**WORK REQUIRED**
Below are records; count the lines that contain "this" and give only the total.

**DATASET ENTRIES**

= = =

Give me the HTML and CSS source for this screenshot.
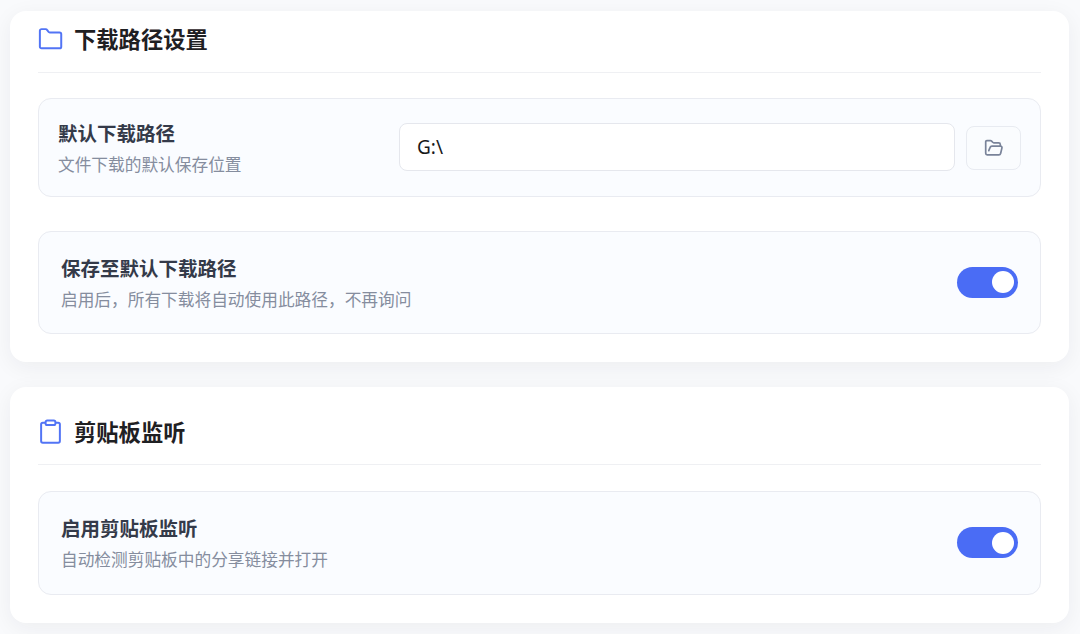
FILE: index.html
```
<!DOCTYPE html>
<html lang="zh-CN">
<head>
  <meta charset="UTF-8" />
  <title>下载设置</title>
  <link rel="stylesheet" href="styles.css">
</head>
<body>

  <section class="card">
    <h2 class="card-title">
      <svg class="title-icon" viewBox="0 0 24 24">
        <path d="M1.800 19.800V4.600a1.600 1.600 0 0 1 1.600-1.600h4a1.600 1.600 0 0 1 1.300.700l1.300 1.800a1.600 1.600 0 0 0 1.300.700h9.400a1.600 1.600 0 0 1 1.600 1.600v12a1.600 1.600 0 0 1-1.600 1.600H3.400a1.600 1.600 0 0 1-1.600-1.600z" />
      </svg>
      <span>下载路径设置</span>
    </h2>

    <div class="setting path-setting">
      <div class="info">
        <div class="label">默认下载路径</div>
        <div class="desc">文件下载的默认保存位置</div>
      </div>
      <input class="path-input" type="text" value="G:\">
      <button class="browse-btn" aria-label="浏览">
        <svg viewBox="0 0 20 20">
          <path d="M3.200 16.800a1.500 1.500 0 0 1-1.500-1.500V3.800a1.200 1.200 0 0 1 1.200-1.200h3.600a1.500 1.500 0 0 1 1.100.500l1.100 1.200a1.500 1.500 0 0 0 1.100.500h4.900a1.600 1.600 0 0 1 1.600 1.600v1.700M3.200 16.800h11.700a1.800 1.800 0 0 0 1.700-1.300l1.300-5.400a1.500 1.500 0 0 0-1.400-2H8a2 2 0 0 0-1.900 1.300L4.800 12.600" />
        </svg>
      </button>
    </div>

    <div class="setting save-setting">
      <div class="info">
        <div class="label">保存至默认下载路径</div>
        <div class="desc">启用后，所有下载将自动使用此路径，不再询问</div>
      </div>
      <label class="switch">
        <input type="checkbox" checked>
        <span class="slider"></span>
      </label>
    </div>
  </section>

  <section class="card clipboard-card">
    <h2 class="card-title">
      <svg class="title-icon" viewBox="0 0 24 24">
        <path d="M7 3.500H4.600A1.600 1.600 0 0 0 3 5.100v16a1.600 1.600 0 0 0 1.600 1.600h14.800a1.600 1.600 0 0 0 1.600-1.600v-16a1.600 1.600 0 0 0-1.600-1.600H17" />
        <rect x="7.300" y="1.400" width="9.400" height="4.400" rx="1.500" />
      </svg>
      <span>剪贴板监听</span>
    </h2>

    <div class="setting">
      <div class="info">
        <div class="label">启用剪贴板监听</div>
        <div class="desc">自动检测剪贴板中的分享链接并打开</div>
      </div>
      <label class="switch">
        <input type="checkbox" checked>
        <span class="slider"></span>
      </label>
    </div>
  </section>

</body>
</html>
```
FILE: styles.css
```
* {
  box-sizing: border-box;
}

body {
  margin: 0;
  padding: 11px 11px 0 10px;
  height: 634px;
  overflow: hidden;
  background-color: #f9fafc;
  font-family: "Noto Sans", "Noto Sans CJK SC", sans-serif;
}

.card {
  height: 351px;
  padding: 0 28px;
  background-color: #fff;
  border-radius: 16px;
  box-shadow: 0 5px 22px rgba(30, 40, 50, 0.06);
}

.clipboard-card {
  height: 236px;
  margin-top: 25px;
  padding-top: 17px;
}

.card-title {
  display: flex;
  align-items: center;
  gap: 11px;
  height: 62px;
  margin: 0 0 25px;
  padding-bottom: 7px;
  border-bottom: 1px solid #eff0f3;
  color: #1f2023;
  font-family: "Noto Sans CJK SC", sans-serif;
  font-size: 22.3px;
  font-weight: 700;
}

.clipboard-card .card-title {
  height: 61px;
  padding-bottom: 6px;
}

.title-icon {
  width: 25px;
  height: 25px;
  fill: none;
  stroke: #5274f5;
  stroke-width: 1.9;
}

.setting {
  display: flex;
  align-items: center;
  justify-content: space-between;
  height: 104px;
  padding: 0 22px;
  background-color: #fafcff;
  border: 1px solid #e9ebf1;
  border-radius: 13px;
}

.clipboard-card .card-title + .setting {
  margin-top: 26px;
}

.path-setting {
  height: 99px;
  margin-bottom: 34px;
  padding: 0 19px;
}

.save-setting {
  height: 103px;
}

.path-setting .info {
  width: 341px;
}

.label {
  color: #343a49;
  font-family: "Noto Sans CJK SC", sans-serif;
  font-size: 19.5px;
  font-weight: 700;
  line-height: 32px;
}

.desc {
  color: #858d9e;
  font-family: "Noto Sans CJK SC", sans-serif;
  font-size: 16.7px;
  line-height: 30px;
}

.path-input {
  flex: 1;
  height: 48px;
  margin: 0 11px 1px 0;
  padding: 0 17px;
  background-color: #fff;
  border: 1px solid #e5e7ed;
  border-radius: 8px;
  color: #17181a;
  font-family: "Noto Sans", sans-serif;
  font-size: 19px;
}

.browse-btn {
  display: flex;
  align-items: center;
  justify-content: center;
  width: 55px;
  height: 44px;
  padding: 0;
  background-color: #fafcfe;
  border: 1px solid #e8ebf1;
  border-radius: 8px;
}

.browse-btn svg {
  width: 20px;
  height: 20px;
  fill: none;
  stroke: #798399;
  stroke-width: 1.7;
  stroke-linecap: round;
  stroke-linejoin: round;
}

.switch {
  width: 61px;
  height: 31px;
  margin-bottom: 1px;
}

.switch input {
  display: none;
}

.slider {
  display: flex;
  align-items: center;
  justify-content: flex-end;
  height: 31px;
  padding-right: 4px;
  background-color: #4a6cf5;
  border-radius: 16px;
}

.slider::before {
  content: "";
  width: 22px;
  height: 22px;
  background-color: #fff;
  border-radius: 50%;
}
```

= = =

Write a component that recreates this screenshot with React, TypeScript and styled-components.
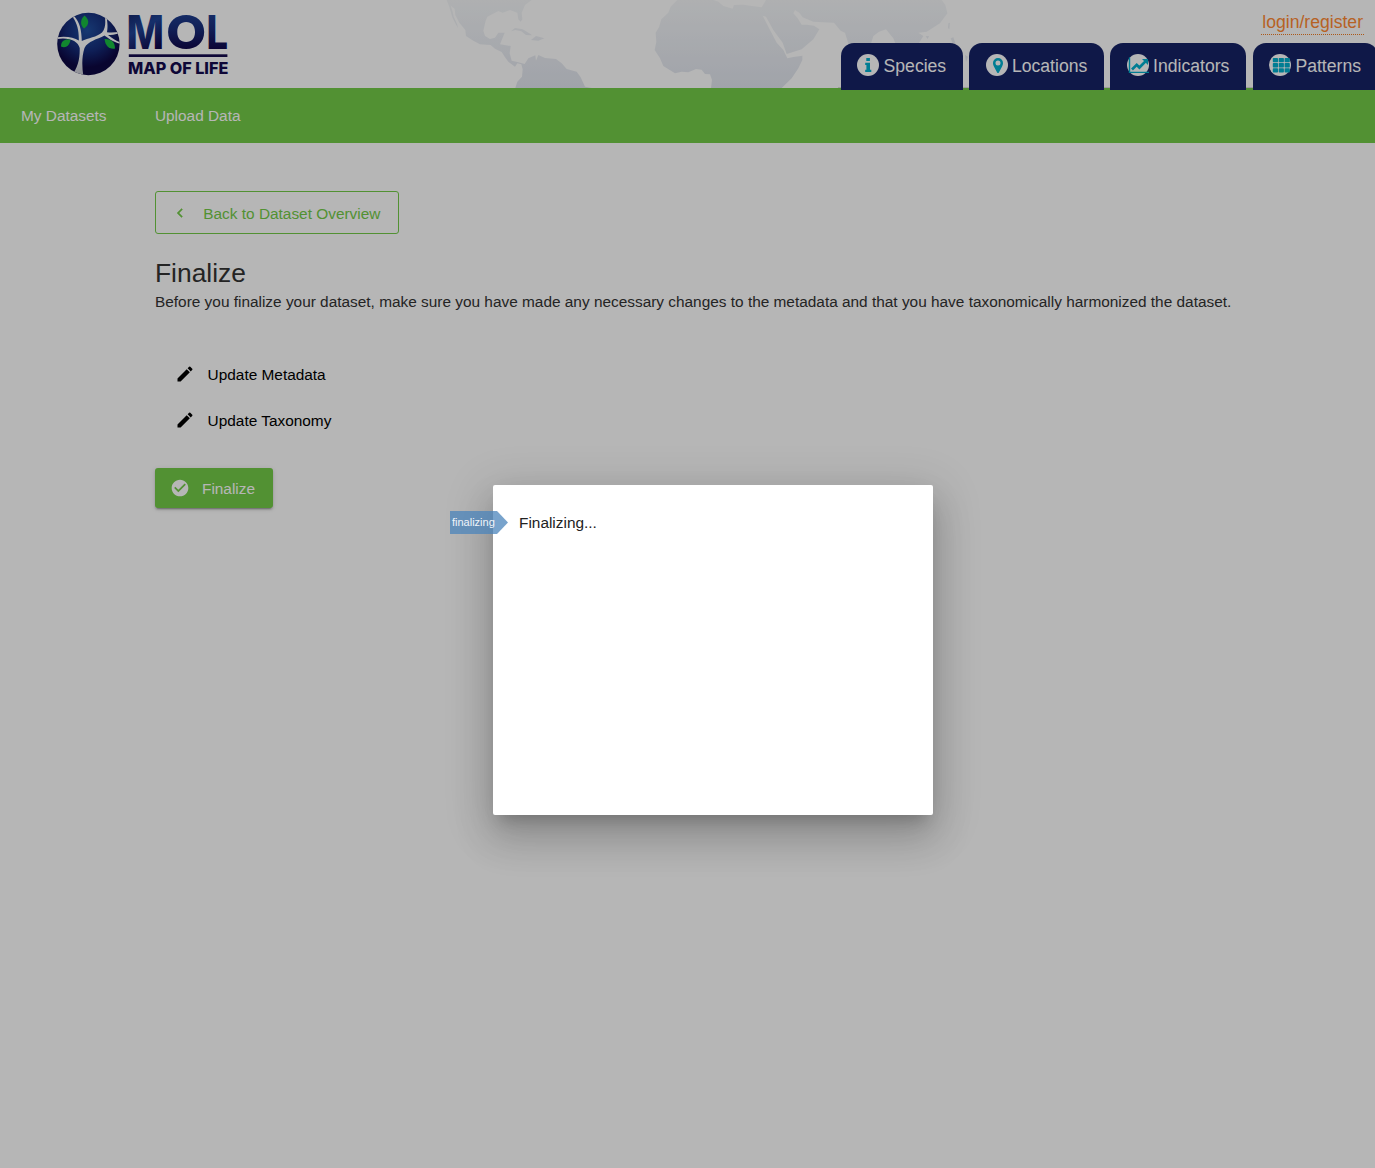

= = =

**FULL RESPONSE**
2